The ride by a hired van back to Nairobi started out in a conflict with the driver over the quoted price. Then once we got underway we ended up seeing a greater variety of wild animals: the zebras that seem to have lost their fear of humans, a couple of baboons begging snacks from passing cars and in the distance a herd of antelopes; still far from a safari. As we got into Nairobi, the driver-passenger conflict arose again when he wanted to summarily dump us at a restaurant that was not even a hotel, nor was there one nearby. We ended up persuading him to take us to a nice hotel we had seen a little further back on the highway. And indeed the rooms are nice.
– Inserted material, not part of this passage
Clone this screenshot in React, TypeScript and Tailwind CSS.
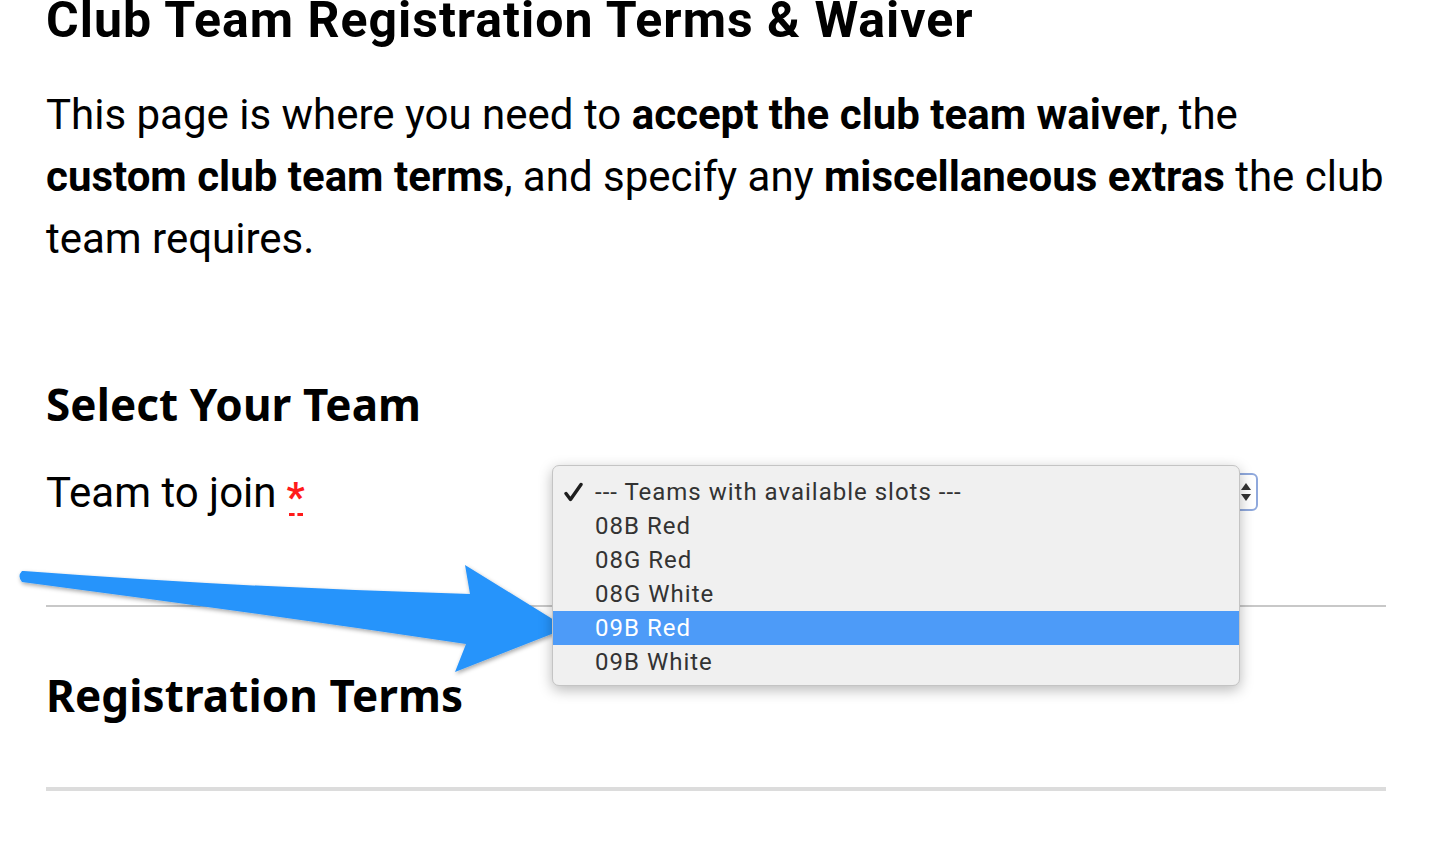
import React from 'react';

const teams = ['08B Red', '08G Red', '08G White', '09B Red', '09B White'];

const Arrow = () => (
  <svg className="absolute left-0 top-0 pointer-events-none" width="600" height="700" viewBox="0 0 600 700">
    <defs>
      <filter id="sh" x="-10%" y="-10%" width="120%" height="130%">
        <feDropShadow dx="1" dy="2" stdDeviation="2" floodColor="#000" floodOpacity="0.35" />
      </filter>
    </defs>
    <path
      d="M22 571 Q17 576 22 582 Q250 612 466 644 L455 672 L567 628 L465 565 L470 594 Q250 588 24 571 Z"
      fill="#2894fb"
      filter="url(#sh)"
    />
  </svg>
);

export default function App() {
  return (
    <div className="relative w-[1442px] h-[854px] bg-white overflow-hidden text-black font-['Roboto']">
      <div className="pl-[46px] w-[1386px]">
        <h1 className="font-bold text-[50px] leading-[54px] -mt-[7px] tracking-[1px] whitespace-nowrap">
          Club Team Registration Terms &amp; Waiver
        </h1>
        <p className="text-[42px] leading-[62px] mt-[37px] whitespace-nowrap">
          This page is where you need to <b>accept the club team waiver</b>, the
          <br />
          <b>custom club team terms</b>, and specify any <b>miscellaneous extras</b> the club
          <br />
          team requires.
        </p>
        <h2 className="font-['Noto_Sans'] font-bold text-[44px] leading-[50px] tracking-[0.1px] mt-[109px]">
          Select Your Team
        </h2>
        <div className="flex items-start mt-[39px] h-[137px]">
          <div className="w-[506px] text-[42px] leading-[50px] flex items-start">
            <span>Team to join</span>
            <abbr className="ml-[10px] mt-[15px] h-[38px] flex flex-col items-center no-underline text-[#ff1a1a] font-bold text-[40px] leading-[30px]">
              <span>*</span>
              <span className="w-[14px] border-b-[3px] border-dashed border-[#ff1a1a]" />
            </abbr>
          </div>
          <div className="ml-[8px] mt-[5px] w-[698px] h-[38px] rounded-[6px] border-2 border-[#8fa8dc] bg-white flex items-center justify-end pr-[4px]">
            <svg width="12" height="24" viewBox="0 0 12 24">
              <path d="M6 3 L11 10 L1 10 Z" fill="#333" />
              <path d="M1 14 L11 14 L6 21 Z" fill="#333" />
            </svg>
          </div>
        </div>
        <hr className="border-0 h-[2px] bg-[#c8c8c8]" />
        <h2 className="font-['Noto_Sans'] font-bold text-[44px] leading-[50px] tracking-[0.1px] mt-[63px]">
          Registration Terms
        </h2>
        <hr className="border-0 h-[4px] bg-[#dcdcdc] mt-[67px]" />
      </div>

      <Arrow />

      <div className="absolute left-[552px] top-[465px] w-[688px] h-[221px] rounded-[7px] bg-[#f0f0f0] border border-[#c4c4c4] shadow-[0_4px_14px_rgba(0,0,0,0.28)] pt-[9px] text-[24px] tracking-[1px] text-[#333]">
        <div className="h-[34px] flex items-center">
          <span className="w-[42px] pl-[11px] flex items-center">
            <svg width="19" height="20" viewBox="0 0 19 20">
              <path d="M2 11.5 L6.5 17.5 L17 2.5" fill="none" stroke="#1e1e1e" strokeWidth="3.4" strokeLinejoin="round" strokeLinecap="round" />
            </svg>
          </span>
          <span>--- Teams with available slots ---</span>
        </div>
        {teams.map((t) => (
          <div
            key={t}
            className={
              t === '09B Red'
                ? 'h-[34px] flex items-center bg-[#4d9bf8] text-white'
                : 'h-[34px] flex items-center'
            }
          >
            <span className="w-[42px]" />
            <span>{t}</span>
          </div>
        ))}
      </div>
    </div>
  );
}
It looks like they have the mosquito issue in better control here than in Nakuru and we will probably be getting hot water when we need it here.
In conclusion, all five of us visitors believe that the meetings in Njoro were ordained of God. Can you imagine what will happen in Kenya when 40-60 more preachers start proclaiming this message to others? We believe that is really why we were sent; Mombasa will have to be another time. We (including the whole team) send our love, thanksgiving and prayers for you.